Nachdem Harry (Daniel Radcliffe) während der Sommerferien von Dementoren attackiert wird und nur mit Mühe und Zauberstab entkommen kann, droht ihm aufgrund der Missachtung des außerschulischen Magieverbots der Verweis von Hogwarts. Dank Schulleiter Dumbledore (Michael Gambon, „Der gute Hirte“) übersteht er die von Zaubereiminister Fudge (Robert Hardy, „Sinn und Sinnlichkeit“) anberaumte Anhörung unbeschadet und wird zum Schutz in den Orden des Phönix, eine geheime Organisation im Streben Voldemorts Schrecken Einhalt zu gebieten, eingeführt. Doch das neue Schuljahr steht vor der Tür. Und das bringt für Harry und seine Freunde Ron (Rupert Grint) und Hermine (Emma Watson) nicht nur die Vorbereitung auf den Kampf gegen den dunklen Lord, sondern auch die Erwehrung der Repressalien seitens der ministeriumstreuen Lehrerin Dolores Umbridge (Imelda Staunton, „Eine zauberhafte Nanny“).
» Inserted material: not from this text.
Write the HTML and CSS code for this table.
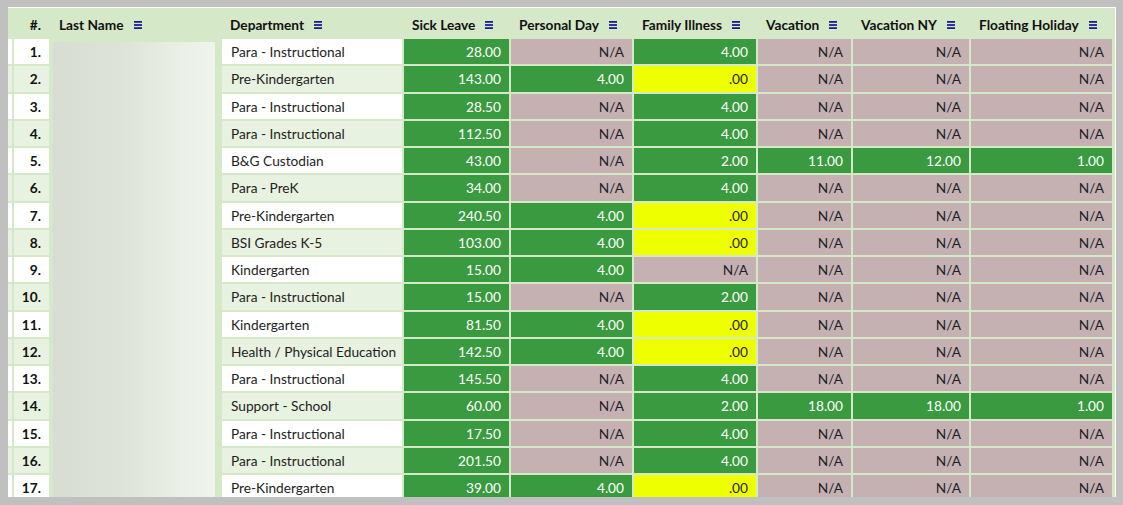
FILE: index.html
```html
<!DOCTYPE html>
<html>
<head>
<meta charset="utf-8">
<link rel="stylesheet" href="styles.css">
</head>
<body>
<div class="frame">
  <div class="grid">
    <div class="row head">
      <div class="c"></div>
      <div class="c num">#.</div>
      <div class="c">Last Name <svg class="menu" viewBox="0 0 9 9"><rect y="0" width="9" height="2"/><rect y="3.5" width="9" height="2"/><rect y="7" width="9" height="2"/></svg></div>
      <div class="c">Department <svg class="menu" viewBox="0 0 9 9"><rect y="0" width="9" height="2"/><rect y="3.5" width="9" height="2"/><rect y="7" width="9" height="2"/></svg></div>
      <div class="c">Sick Leave <svg class="menu" viewBox="0 0 9 9"><rect y="0" width="9" height="2"/><rect y="3.5" width="9" height="2"/><rect y="7" width="9" height="2"/></svg></div>
      <div class="c">Personal Day <svg class="menu" viewBox="0 0 9 9"><rect y="0" width="9" height="2"/><rect y="3.5" width="9" height="2"/><rect y="7" width="9" height="2"/></svg></div>
      <div class="c">Family Illness <svg class="menu" viewBox="0 0 9 9"><rect y="0" width="9" height="2"/><rect y="3.5" width="9" height="2"/><rect y="7" width="9" height="2"/></svg></div>
      <div class="c">Vacation <svg class="menu" viewBox="0 0 9 9"><rect y="0" width="9" height="2"/><rect y="3.5" width="9" height="2"/><rect y="7" width="9" height="2"/></svg></div>
      <div class="c">Vacation NY <svg class="menu" viewBox="0 0 9 9"><rect y="0" width="9" height="2"/><rect y="3.5" width="9" height="2"/><rect y="7" width="9" height="2"/></svg></div>
      <div class="c">Floating Holiday <svg class="menu" viewBox="0 0 9 9"><rect y="0" width="9" height="2"/><rect y="3.5" width="9" height="2"/><rect y="7" width="9" height="2"/></svg></div>
    </div>

    <div class="row odd"><div class="c"></div><div class="c num">1.</div><div class="c name"></div><div class="c dept">Para - Instructional</div><div class="c g">28.00</div><div class="c m">N/A</div><div class="c g">4.00</div><div class="c m">N/A</div><div class="c m">N/A</div><div class="c m">N/A</div></div>
    <div class="row even"><div class="c"></div><div class="c num">2.</div><div class="c name"></div><div class="c dept">Pre-Kindergarten</div><div class="c g">143.00</div><div class="c g">4.00</div><div class="c y">.00</div><div class="c m">N/A</div><div class="c m">N/A</div><div class="c m">N/A</div></div>
    <div class="row odd"><div class="c"></div><div class="c num">3.</div><div class="c name"></div><div class="c dept">Para - Instructional</div><div class="c g">28.50</div><div class="c m">N/A</div><div class="c g">4.00</div><div class="c m">N/A</div><div class="c m">N/A</div><div class="c m">N/A</div></div>
    <div class="row even"><div class="c"></div><div class="c num">4.</div><div class="c name"></div><div class="c dept">Para - Instructional</div><div class="c g">112.50</div><div class="c m">N/A</div><div class="c g">4.00</div><div class="c m">N/A</div><div class="c m">N/A</div><div class="c m">N/A</div></div>
    <div class="row odd"><div class="c"></div><div class="c num">5.</div><div class="c name"></div><div class="c dept">B&amp;G Custodian</div><div class="c g">43.00</div><div class="c m">N/A</div><div class="c g">2.00</div><div class="c g">11.00</div><div class="c g">12.00</div><div class="c g">1.00</div></div>
    <div class="row even"><div class="c"></div><div class="c num">6.</div><div class="c name"></div><div class="c dept">Para - PreK</div><div class="c g">34.00</div><div class="c m">N/A</div><div class="c g">4.00</div><div class="c m">N/A</div><div class="c m">N/A</div><div class="c m">N/A</div></div>
    <div class="row odd"><div class="c"></div><div class="c num">7.</div><div class="c name"></div><div class="c dept">Pre-Kindergarten</div><div class="c g">240.50</div><div class="c g">4.00</div><div class="c y">.00</div><div class="c m">N/A</div><div class="c m">N/A</div><div class="c m">N/A</div></div>
    <div class="row even"><div class="c"></div><div class="c num">8.</div><div class="c name"></div><div class="c dept">BSI Grades K-5</div><div class="c g">103.00</div><div class="c g">4.00</div><div class="c y">.00</div><div class="c m">N/A</div><div class="c m">N/A</div><div class="c m">N/A</div></div>
    <div class="row odd"><div class="c"></div><div class="c num">9.</div><div class="c name"></div><div class="c dept">Kindergarten</div><div class="c g">15.00</div><div class="c g">4.00</div><div class="c m">N/A</div><div class="c m">N/A</div><div class="c m">N/A</div><div class="c m">N/A</div></div>
    <div class="row even"><div class="c"></div><div class="c num">10.</div><div class="c name"></div><div class="c dept">Para - Instructional</div><div class="c g">15.00</div><div class="c m">N/A</div><div class="c g">2.00</div><div class="c m">N/A</div><div class="c m">N/A</div><div class="c m">N/A</div></div>
    <div class="row odd"><div class="c"></div><div class="c num">11.</div><div class="c name"></div><div class="c dept">Kindergarten</div><div class="c g">81.50</div><div class="c g">4.00</div><div class="c y">.00</div><div class="c m">N/A</div><div class="c m">N/A</div><div class="c m">N/A</div></div>
    <div class="row even"><div class="c"></div><div class="c num">12.</div><div class="c name"></div><div class="c dept">Health / Physical Education</div><div class="c g">142.50</div><div class="c g">4.00</div><div class="c y">.00</div><div class="c m">N/A</div><div class="c m">N/A</div><div class="c m">N/A</div></div>
    <div class="row odd"><div class="c"></div><div class="c num">13.</div><div class="c name"></div><div class="c dept">Para - Instructional</div><div class="c g">145.50</div><div class="c m">N/A</div><div class="c g">4.00</div><div class="c m">N/A</div><div class="c m">N/A</div><div class="c m">N/A</div></div>
    <div class="row even"><div class="c"></div><div class="c num">14.</div><div class="c name"></div><div class="c dept">Support - School</div><div class="c g">60.00</div><div class="c m">N/A</div><div class="c g">2.00</div><div class="c g">18.00</div><div class="c g">18.00</div><div class="c g">1.00</div></div>
    <div class="row odd"><div class="c"></div><div class="c num">15.</div><div class="c name"></div><div class="c dept">Para - Instructional</div><div class="c g">17.50</div><div class="c m">N/A</div><div class="c g">4.00</div><div class="c m">N/A</div><div class="c m">N/A</div><div class="c m">N/A</div></div>
    <div class="row even"><div class="c"></div><div class="c num">16.</div><div class="c name"></div><div class="c dept">Para - Instructional</div><div class="c g">201.50</div><div class="c m">N/A</div><div class="c g">4.00</div><div class="c m">N/A</div><div class="c m">N/A</div><div class="c m">N/A</div></div>
    <div class="row odd"><div class="c"></div><div class="c num">17.</div><div class="c name"></div><div class="c dept">Pre-Kindergarten</div><div class="c g">39.00</div><div class="c g">4.00</div><div class="c y">.00</div><div class="c m">N/A</div><div class="c m">N/A</div><div class="c m">N/A</div></div>
  </div>
  <div class="blur"></div>
</div>
</body>
</html>
```
FILE: styles.css
```css
html, body {
  margin: 0;
  padding: 0;
  background: #c0c0c0;
}
body {
  padding: 7px 0 0 8px;
  font-family: Lato, "Open Sans", sans-serif;
  font-size: 13.7px;
  color: #1e1e1e;
}
.frame {
  position: relative;
  width: 1107px;
  height: 489px;
  overflow: hidden;
  background: #d5e8c8;
  border-top: 1px solid #ffffff;
  border-right: 1px solid #ffffff;
}
.grid {
  display: grid;
  grid-template-columns: 4px 35px 169px 180px 105px 121px 122px 93px 116px 141px;
  grid-template-rows: 29px;
  grid-auto-rows: 25.25px;
  gap: 2px;
}
.row {
  display: contents;
}
.c {
  display: flex;
  align-items: center;
  justify-content: flex-end;
  padding: 0 8px;
  white-space: nowrap;
  overflow: hidden;
}
.head .c {
  justify-content: flex-start;
  font-weight: bold;
  color: #111;
  padding-top: 4px;
}
.head .c.num {
  justify-content: flex-end;
}
.menu {
  width: 8px;
  height: 8px;
  margin-left: 10px;
  fill: #1c1c8e;
  flex: none;
}
.c:first-child {
  padding: 0;
}
.odd .c:first-child,
.odd .num,
.odd .dept {
  background: #ffffff;
}
.even .c:first-child,
.even .num,
.even .dept {
  background: #e8f2e0;
}
.num {
  font-weight: bold;
  color: #111;
}
.c.name {
  background: transparent;
}
.dept {
  justify-content: flex-start;
  padding-left: 9px;
}
.g {
  background: #3a9a3f;
  color: #ffffff;
}
.m {
  background: #c5b1b1;
  color: #1e1e2a;
}
.y {
  background: #eeff00;
  color: #1e1e1e;
}
.blur {
  position: absolute;
  left: 45px;
  top: 34px;
  width: 162px;
  bottom: 0;
  background: linear-gradient(90deg, #d8ddd4 0%, #dfe4da 45%, #eaf0e7 80%, #eff4ed 100%);
}
```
„Harry Potter und der Orden des Phönix“ ist geprägt vom Kampf an zwei Fronten. Einerseits muss Harry den zunehmend wachsenden Gefahren aus der Finsternis trotzen, andererseits dem Ruf des nach Aufmerksamkeit heischenden Sonderlings entgegenwirken. Denn bis auf wenige Ausnahmen glaubt niemand, dass Voldemort tatsächlich zurückgekehrt ist. Mehr noch verbreitet das Zaubereiministerium mit Absicht Falschmeldungen, um ihn zu diskreditieren. Ob die in Fudges Umfeld aufkeimenden Parallelen zum Nationalsozialismus – der überlebensgroße Personenkult um den Minister, die propagandistisch eingespannte Presse, die zunehmende Einschränkung der Persönlichkeitsrechte in Hogwarts – in dieser Deutlichkeit beabsichtigt sind oder nicht, die zusätzliche Bedrohung aus den eigenen Reihen verfehlt ihre Wirkung nicht.
Die Stärke der Serie, ob gedruckt oder gefilmt, war stets die Ausprägung der Figuren. Die Leinwandübersetzungen lassen der effektvollen Ausstattung zwar mehr Platz als der Entwicklung der Charaktere, dennoch funktioniert das Konzept dank der tollen Besetzung auch jenseits des geschriebenen Wortes. Dass verdeutlicht allein der schauspielerische Neuzugang Imelda Staunton, der als herrschsüchtige Dolores Umbridge nach einer Reform des Schulwesens strebt und den weisen Dumbledore zwischenzeitlich als Direktor der Zauberschule sogar ablöst. Darstellerisch gereift ist insbesondere Daniel Radcliffe, der dem Titelhelden zusehends mehr Tiefe verleiht. Der besondere Reiz aber geht einmal mehr von den exzellent besetzten Randfiguren aus. Helena Bonham Carter („Fight Club“) ist als hysterische Hexe Bellatrix Lestrange eine famose Verstärkung des dunklen Lords Voldemort, in dessen Verkörperung der nasenlose Ralph Fiennes („Der ewige Gärtner“) zu wahrhaft furchterregender Größe erwächst.
Die Bedrohung des erstarkenden Bösen trägt die düstere Atmosphäre, die sich vom kindgerechten Unterhaltungsmotiv spürbar entfernt hat. Auf Seiten der Guten wachsen die üblichen Probleme, von der sozialen Eingliederung bis zum schulischen Erfolgsdruck, so dass mehrheitliche Faszination (erneut) vom unbekannten Dunklen ausgestrahlt wird. Bei aller narrativen Routine und all den losen Enden der Filmversion ist David Yates ein gelungener Einstand geglückt. Das Hauptaugenmerk liegt zwar auf der visuellen Komponente, doch werden alle Fans der Reihe – diesmal insbesondere die größeren – in den Bann eines nachtschwarzen Bilderbogens gezogen. Als Buch ist „Der Orden des Phönix“ ob seines langatmigen Erzählrhythmus ein verzeihlicher Schwachpunkt der Saga. Der Film hält bei aller Straffung das hohe Niveau seiner Vorgänger weitgehend aufrecht.